> [THE EXERCISE] Wherever the string "Tailwind" appears in the listing, copy that line.

> [DATASET ROWS]

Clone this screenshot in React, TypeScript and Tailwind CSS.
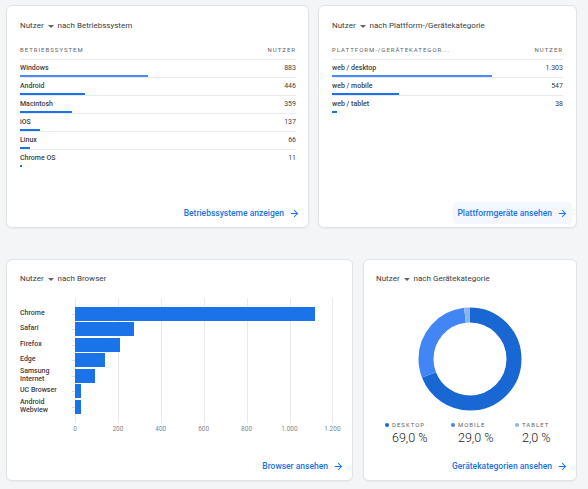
import React from "react";

const Arrow = () => (
  <svg width="11" height="11" viewBox="0 0 24 24" className="ml-[5px]" fill="#1a73e8">
    <path d="M12 4l-1.41 1.41L16.17 11H4v2h12.17l-5.58 5.59L12 20l8-8z" />
  </svg>
);

const Title = ({ text }: { text: string }) => (
  <div className="flex items-center h-[12px] leading-[12px] text-[8px] text-[#3c4043] whitespace-nowrap">
    <span>Nutzer</span>
    <svg width="6" height="3" viewBox="0 0 6 3" className="mx-[4px]">
      <path d="M0 0h6L3 3z" fill="#5f6368" />
    </svg>
    <span>{text}</span>
  </div>
);

const LinkBtn = ({ text, bg }: { text: string; bg?: boolean }) => (
  <div className="mt-auto flex justify-end pr-[4px] pb-[3px]">
    <div
      className={
        "h-[22px] px-[4px] flex items-center rounded-[4px] text-[8.5px] font-medium text-[#1a73e8] " +
        (bg ? "bg-[#f4f8fe]" : "")
      }
    >
      <span>{text}</span>
      <Arrow />
    </div>
  </div>
);

const Card = ({ className, children }: { className: string; children: React.ReactNode }) => (
  <div
    className={
      "relative flex flex-col bg-white border border-[#e1e3e6] rounded-[6px] shadow-[0_1px_2px_rgba(60,64,67,0.06)] " +
      className
    }
  >
    {children}
  </div>
);

type Row = { label: string; value: number; display: string };

const Table = ({ header, rows, width }: { header: string; rows: Row[]; width: number }) => {
  const total = rows.reduce((s, r) => s + r.value, 0);
  return (
    <div className="mt-[12px]">
      <div className="flex justify-between h-[12px] leading-[12px] text-[6px] tracking-[1px] text-[#5f6368] pb-[3px] box-content border-b border-[#e8eaed]">
        <span>{header}</span>
        <span>NUTZER</span>
      </div>
      {rows.map((r, i) => (
        <div
          key={r.label}
          className={"pt-[2px] h-[18px] " + (i < rows.length - 1 ? "border-b border-[#e8eaed]" : "")}
        >
          <div className="flex justify-between h-[12px] leading-[12px] text-[7px]">
            <span className="font-medium text-[#3c4043]">{r.label}</span>
            <span className="text-[#3c4043]">{r.display}</span>
          </div>
          <div
            className={"mt-[1px] h-[2px] " + (i === 0 ? "bg-[#4a8af4]" : "bg-[#1a73e8]")}
            style={{ width: Math.max(2, (r.value / total) * width) }}
          />
        </div>
      ))}
    </div>
  );
};

const osRows: Row[] = [
  { label: "Windows", value: 883, display: "883" },
  { label: "Android", value: 446, display: "446" },
  { label: "Macintosh", value: 359, display: "359" },
  { label: "iOS", value: 137, display: "137" },
  { label: "Linux", value: 66, display: "66" },
  { label: "Chrome OS", value: 11, display: "11" },
];

const platRows: Row[] = [
  { label: "web / desktop", value: 1303, display: "1.303" },
  { label: "web / mobile", value: 547, display: "547" },
  { label: "web / tablet", value: 38, display: "38" },
];

const browsers = [
  { label: ["Chrome"], value: 1119 },
  { label: ["Safari"], value: 275 },
  { label: ["Firefox"], value: 209 },
  { label: ["Edge"], value: 140 },
  { label: ["Samsung", "Internet"], value: 93 },
  { label: ["UC Browser"], value: 28 },
  { label: ["Android", "Webview"], value: 28 },
];

const STEP = 42.9 / 200;
const ticks = ["0", "200", "400", "600", "800", "1.000", "1.200"];

const BrowserChart = () => (
  <div className="mt-[13px]">
    <div className="relative h-[125px] pt-[8px]">
      <div className="absolute top-0 bottom-0 left-[55px] right-0">
        {ticks.map((t, i) => (
          <div
            key={t}
            className="absolute top-0 bottom-0 w-px bg-[#e8eaed]"
            style={{ left: i * 42.9 }}
          />
        ))}
      </div>
      {browsers.map((b) => (
        <div key={b.label.join(" ")} className="relative flex items-center h-[15.5px]">
          <div className="w-[55px] text-[7px] leading-[7.7px] font-medium text-[#3c4043]">
            {b.label.map((l) => (
              <div key={l}>{l}</div>
            ))}
          </div>
          <div className="relative h-[14px] flex items-center">
            <span className="absolute left-[-3px] top-[7px] w-[3px] h-px bg-[#dadce0]" />
            <div className="h-[14px] bg-[#1a73e8]" style={{ width: b.value * STEP }} />
          </div>
        </div>
      ))}
    </div>
    <div className="relative h-[12px] ml-[55px]">
      {ticks.map((t, i) => (
        <span
          key={t}
          className="absolute top-0 leading-[12px] text-[6.5px] text-[#80868b] -translate-x-1/2"
          style={{ left: i * 42.9 }}
        >
          {t}
        </span>
      ))}
    </div>
  </div>
);

const C = 2 * Math.PI * 44;

const Donut = () => (
  <svg width="104" height="104" viewBox="0 0 104 104">
    <g transform="rotate(-90 52 52)">
      <circle cx="52" cy="52" r="44" fill="none" stroke="#1967d2" strokeWidth="15" strokeDasharray={`${0.69 * C} ${C}`} />
      <circle
        cx="52"
        cy="52"
        r="44"
        fill="none"
        stroke="#4285f4"
        strokeWidth="15"
        strokeDasharray={`${0.29 * C} ${C}`}
        strokeDashoffset={-0.69 * C}
      />
      <circle
        cx="52"
        cy="52"
        r="44"
        fill="none"
        stroke="#8ab4f8"
        strokeWidth="15"
        strokeDasharray={`${0.02 * C} ${C}`}
        strokeDashoffset={-0.98 * C}
      />
    </g>
  </svg>
);

const legend = [
  { label: "DESKTOP", value: "69,0 %", color: "bg-[#1967d2]" },
  { label: "MOBILE", value: "29,0 %", color: "bg-[#4285f4]" },
  { label: "TABLET", value: "2,0 %", color: "bg-[#8ab4f8]" },
];

export default function App() {
  return (
    <div className="w-[588px] h-[489px] overflow-hidden bg-[#f4f5f7] pl-[6px] pr-[11px] pt-[5px] font-['Roboto',sans-serif]">
      <div className="flex gap-[9px] h-[223px]">
        <Card className="w-[303px] pt-[14px]">
          <div className="pl-[13px] pr-[12px]">
            <Title text="nach Betriebssystem" />
            <Table header="BETRIEBSSYSTEM" rows={osRows} width={276} />
          </div>
          <LinkBtn text="Betriebssysteme anzeigen" />
        </Card>
        <Card className="flex-1 pt-[14px]">
          <div className="pl-[13px] pr-[13px]">
            <Title text="nach Plattform-/Gerätekategorie" />
            <Table header="PLATTFORM-/GERÄTEKATEGOR..." rows={platRows} width={232} />
          </div>
          <LinkBtn text="Plattformgeräte ansehen" bg />
        </Card>
      </div>
      <div className="flex gap-[10px] h-[222px] mt-[31px]">
        <Card className="w-[347px] pt-[13px]">
          <div className="pl-[13px]">
            <Title text="nach Browser" />
            <BrowserChart />
          </div>
          <LinkBtn text="Browser ansehen" />
        </Card>
        <Card className="flex-1 pt-[13px]">
          <div className="pl-[12px]">
            <Title text="nach Gerätekategorie" />
          </div>
          <div className="mt-[22px] flex justify-center">
            <Donut />
          </div>
          <div className="mt-[10px] pl-[21px] grid grid-cols-[66px_64px_auto]">
            {legend.map((l) => (
              <div key={l.label}>
                <div className="flex items-center h-[8px] leading-[8px]">
                  <span className={"w-[4px] h-[4px] rounded-full mr-[3px] " + l.color} />
                  <span className="text-[6px] tracking-[1px] text-[#5f6368]">{l.label}</span>
                </div>
                <div className="mt-[2px] pl-[7px] h-[14px] leading-[14px] text-[12.5px] font-light text-[#202124]">
                  {l.value}
                </div>
              </div>
            ))}
          </div>
          <LinkBtn text="Gerätekategorien ansehen" />
        </Card>
      </div>
    </div>
  );
}
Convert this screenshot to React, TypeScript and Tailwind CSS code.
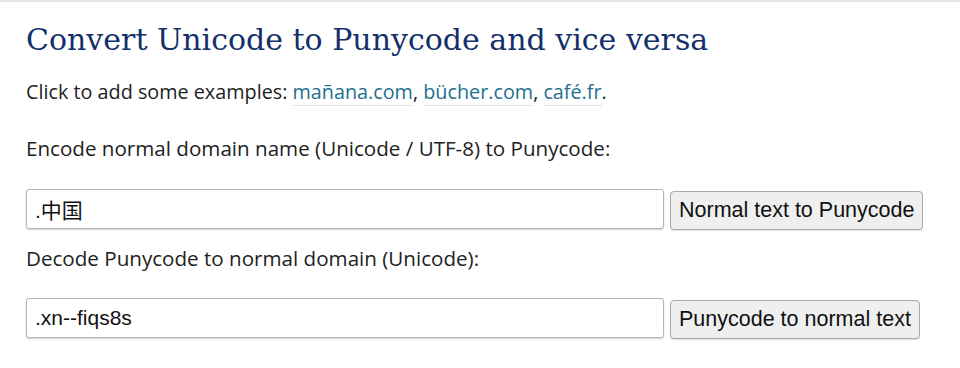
import { useState } from 'react'

const sans = { fontFamily: '"Open Sans", "Noto Sans", sans-serif' }

function Row({ value, label }: { value: string; label: string }) {
  const [v, setV] = useState(value)
  return (
    <div className="flex items-start gap-[6px]">
      <input
        value={v}
        onChange={(e) => setV(e.target.value)}
        className="h-[40px] w-[638px] rounded-[3px] border border-[#b4b4b4] bg-white px-[8px] text-[21px] text-[#111] shadow-[0_1px_2px_rgba(0,0,0,0.18)] outline-none font-['Liberation_Sans','Noto_Sans_CJK_SC',sans-serif]"
      />
      <button className="mt-[2px] h-[39px] rounded-[4px] border border-[#a8a8a8] bg-[#efefef] px-[8px] text-[21.5px] text-[#111] shadow-[0_1px_1px_rgba(0,0,0,0.12)] font-['Liberation_Sans',sans-serif]">
        {label}
      </button>
    </div>
  )
}

export default function App() {
  return (
    <div className="h-[368px] w-[960px] overflow-hidden border-t-2 border-[#e6e6e6] bg-white">
      <div className="pl-[26px] pt-[20px] text-[#222]" style={sans}>
        {/* Title */}
        <h1 className="text-[30px] leading-[36px] text-[#14306b] font-['DejaVu_Serif',serif]">
          Convert Unicode to Punycode and vice versa
        </h1>

        {/* Examples */}
        <p className="mt-[22px] text-[19.8px] leading-[24px]">
          Click to add some examples:{' '}
          <a className="cursor-pointer border-b border-[#dde3ea] text-[#24708f]">mañana.com</a>,{' '}
          <a className="cursor-pointer border-b border-[#dde3ea] text-[#24708f]">bücher.com</a>,{' '}
          <a className="cursor-pointer border-b border-[#dde3ea] text-[#24708f]">café.fr</a>.
        </p>

        <p className="mt-[32px] text-[20.6px] leading-[24px]">
          Encode normal domain name (Unicode / UTF-8) to Punycode:
        </p>
        <div className="mt-[29px]">
          <Row value=".中国" label="Normal text to Punycode" />
        </div>

        <p className="mt-[16px] text-[20.6px] leading-[24px]">
          Decode Punycode to normal domain (Unicode):
        </p>
        <div className="mt-[28px]">
          <Row value=".xn--fiqs8s" label="Punycode to normal text" />
        </div>
      </div>
    </div>
  )
}
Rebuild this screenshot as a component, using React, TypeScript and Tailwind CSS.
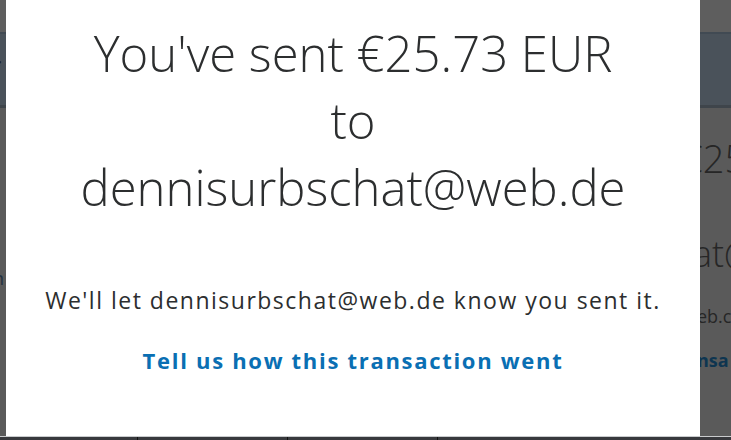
import React from "react";

export default function App() {
  return (
    <div className="relative w-[731px] h-[440px] overflow-hidden bg-[#5a5a5a]" style={{ fontFamily: "'Open Sans', 'Liberation Sans', sans-serif" }}>
      {/* page behind overlay */}
      <div className="flex flex-col w-full h-full">
        <div className="h-[32px] bg-[#5e5e5e]" />
        <div className="h-[2px] bg-[#414a53]" />
        <div className="h-[71px] bg-[#4a525a] flex items-center">
          <span className="text-[26px] text-[#1e1e1e] ml-[-6px] italic">i</span>
        </div>
        <div className="h-[3px] bg-[#3f454b]" />
        <div className="flex-1 relative flex">
          <div className="w-[6px] pt-[157px] overflow-hidden">
            <span className="text-[18px] text-[#1f3040] ml-[-7px]">n</span>
          </div>
          <div className="flex-1" />
          <div className="w-[34px] overflow-hidden flex flex-col text-[#262626] font-light">
            <div className="mt-[22px] ml-[-16px] text-[38px] leading-[56px] whitespace-nowrap">€25</div>
            <div className="mt-[40px] ml-[-4px] text-[36px] leading-[56px] whitespace-nowrap">at@</div>
            <div className="mt-[20px] text-[18px] leading-[28px] font-normal whitespace-nowrap">eb.c</div>
            <div className="mt-[16px] text-[18px] leading-[28px] font-bold text-[#0e3550] whitespace-nowrap">nsa</div>
          </div>
        </div>
        <div className="h-[1px] bg-[#c9cbcd]" />
        <div className="h-[3px] bg-[#38393d] flex">
          <div className="w-[137px]" />
          <div className="w-[1px] bg-[#111]" />
          <div className="w-[149px]" />
          <div className="w-[1px] bg-[#111]" />
          <div className="w-[149px]" />
          <div className="w-[1px] bg-[#111]" />
        </div>
      </div>

      {/* modal */}
      <div className="absolute left-[6px] top-0 w-[694px] h-[436px] bg-white flex flex-col items-center">
        <h1 className="mt-[20px] text-center text-[49px] leading-[67px] font-light text-[#2c2e2f] whitespace-nowrap">
          You've sent €25.73 EUR
          <br />
          to
          <br />
          dennisurbschat@web.de
        </h1>
        <p className="mt-[64px] text-[23px] leading-[30px] font-medium tracking-[1.5px] text-[#2c2e2f] whitespace-nowrap">
          We'll let dennisurbschat@web.de know you sent it.
        </p>
        <a className="mt-[30px] text-[22px] leading-[30px] font-bold tracking-[1.7px] text-[#0a6fb3] whitespace-nowrap">
          Tell us how this transaction went
        </a>
      </div>
    </div>
  );
}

> [THE COMPLETED TASK]
Clone this screenshot in React, TypeScript and Tailwind CSS.
Convert this screenshot to React, TypeScript and Tailwind CSS code.
Rebuild this screenshot as a component, using React, TypeScript and Tailwind CSS.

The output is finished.